Mr. Gumbrel sat down in front of Suzie's old Royal typewriter and tapped a few keys as if words should come out the tips of his fingers. “You're saying the Devereau sisters killed that poor child?”
“Yes, I am.” I shouldn't have had to remind him that one of those sisters almost killed this poor child, me. “You remember she tried to kill me? She was crazy, of course. She thought I was Mary-Evelyn. So I guess she had to finish killing me.”
He slapped his hand against the carriage return. “Now, maybe we should get the dates of all these things right.”
Oh, how boring. It was the atmosphere I wanted to get right, the feelings, the looks of things. . . .
“Because you just might have something here, Emma.”
I knew I did. My mind was loaded down with pinballs, so that I could hardly move. “What I came to do today was search around in the archives”—I liked this word; it was weighty, like my mind at the moment—“for more details. You said before you thought Morris and Imogen themselves might have taken the baby somehow.”
“I wouldn't've put it past Morris Slade.” He narrowed his eyes against the smoke from his cigarette and looked grim. “That boy was a gambler. He was forever at that poker club, ‘club' being what they called it. He'd bet anything just to stay in the game, anything.

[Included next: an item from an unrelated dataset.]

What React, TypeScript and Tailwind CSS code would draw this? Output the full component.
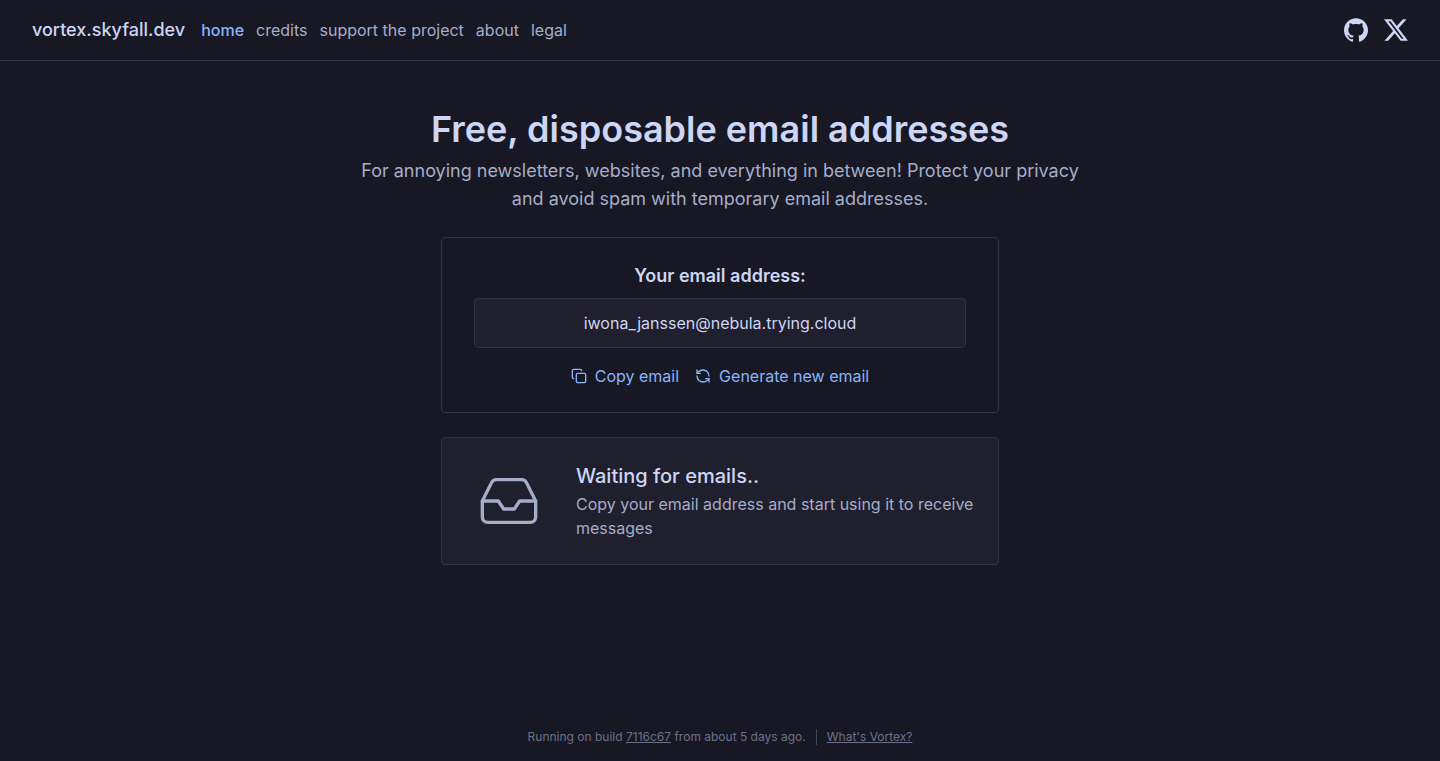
import React, { useState } from "react";
import { Copy, Inbox, RefreshCcw } from "lucide-react";
import { SiGithub, SiX } from "react-icons/si";

const NAV_LINKS = ["home", "credits", "support the project", "about", "legal"];

function Header() {
  return (
    <header className="flex min-h-[61px] items-center justify-between border-b border-[#313244] px-8">
      <div className="flex items-center gap-4">
        <a href="#home" className="text-lg font-medium">
          vortex.skyfall.dev
        </a>
        <nav className="flex gap-3 text-[#a6adc8]">
          {NAV_LINKS.map((link) => (
            <a
              key={link}
              href={`#${link.replaceAll(" ", "-")}`}
              className={link === "home" ? "font-medium text-[#89b4fa]" : ""}
            >
              {link}
            </a>
          ))}
        </nav>
      </div>

      <div className="flex gap-4">
        <a href="#github" aria-label="GitHub">
          <SiGithub size={24} />
        </a>
        <a href="#x" aria-label="X">
          <SiX size={24} />
        </a>
      </div>
    </header>
  );
}

function EmailCard() {
  const [email] = useState("iwona_janssen@nebula.trying.cloud");

  return (
    <section className="flex w-full flex-col items-center rounded border border-[#313244] px-8 py-6">
      <label htmlFor="email" className="text-lg font-semibold">
        Your email address:
      </label>
      <input
        id="email"
        readOnly
        value={email}
        className="mt-2 w-full rounded border border-[#313244] bg-[#201f2d] px-4 py-3 text-center outline-none"
      />
      <div className="mt-4 flex gap-4 text-[#89b4fa]">
        <button
          type="button"
          className="flex items-center gap-2"
          onClick={() => navigator.clipboard.writeText(email)}
        >
          <Copy size={16} />
          Copy email
        </button>
        <button type="button" className="flex items-center gap-2">
          <RefreshCcw size={16} />
          Generate new email
        </button>
      </div>
    </section>
  );
}

function EmptyInbox() {
  return (
    <section className="flex w-full items-center gap-[35px] rounded border border-[#313244] bg-[#201f2d] py-6 pr-6 pl-[35px]">
      <Inbox size={64} strokeWidth={1.25} className="shrink-0 text-[#a6adc8]" />
      <div className="flex flex-col gap-0.5">
        <h2 className="text-xl font-medium">Waiting for emails..</h2>
        <p className="text-[#a6adc8]">
          Copy your email address and start using it to receive messages
        </p>
      </div>
    </section>
  );
}

export default function App() {
  return (
    <div className="flex min-h-screen flex-col bg-[#181825] font-[Inter,sans-serif] text-[#cdd6f4]">
      <Header />

      <main className="flex flex-1 flex-col items-center px-4 pt-12">
        <h1 className="text-center text-4xl font-semibold">
          Free, disposable email addresses
        </h1>
        <p className="mt-2 max-w-[736px] text-center text-lg text-[#a6adc8]">
          For annoying newsletters, websites, and everything in between! Protect
          your privacy and avoid spam with temporary email addresses.
        </p>

        <div className="mt-6 flex w-full max-w-[558px] flex-col gap-6">
          <EmailCard />
          <EmptyInbox />
        </div>
      </main>

      <footer className="flex justify-center pb-4 text-xs text-[#6c7086]">
        <p className="pr-2.5">
          Running on build{" "}
          <a href="#build" className="underline">
            7116c67
          </a>{" "}
          from about 5 days ago.
        </p>
        <a href="#about-vortex" className="border-l border-[#45475a] pl-2.5 underline">
          What's Vortex?
        </a>
      </footer>
    </div>
  );
}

Had a lot of debts, I'd guess.”
“But no ransom was ever asked for.”
“None we know of.” He shook his head. “I should've spent more time on this, but we were short on reporters then.”
I tried to think of what could have been more important back then than a disappeared baby from a grand hotel. You could have written books about it. My mind sparked at the mere idea. I slid off the desk. “I want to search around the archives and see if I can figure out the connection.”
“You got a head full of ideas, Emma.”
Since I didn't have a face full of prettiness, I thought it just as well.
 
The back room was as musty as ever, perhaps even mustier in my eyes because it contained the past, and nothing could compare with the past. The comforting words of William Faulkner came back to me, that the past wasn't dead; it wasn't even past. I had typed out his exact words and put the slip of paper on my mirror. It was Dwayne, over at Slaw's Garage, who was the big William Faulkner reader. He called him “Billy.” A mechanic, even a master mechanic, reading William Faulkner was something to note.
Not that I'd actually read Faulkner, except for a few story beginnings (so I could impress Dwayne), or words rooted out here and there. I wasn't actually going down the mines myself as much as I was panning his words for gold.
Faulkner's words were delaying the last episode of the “tragedy.” I was trying to look at things the way he did, trying to find words like “bugswirled” and “stumppocked.” Trying to think up words like that was holding up the writing, but I couldn't help myself.
From one of the shelves stacked high with old papers, I dragged out the edition with the story of the Slade baby's kidnapping. The paper was so old I thought it might crumble in my hands. No, I didn't think that; I just wanted to make up a word like “crumbcracked.” I would have to stop doing this, making up things to fit words.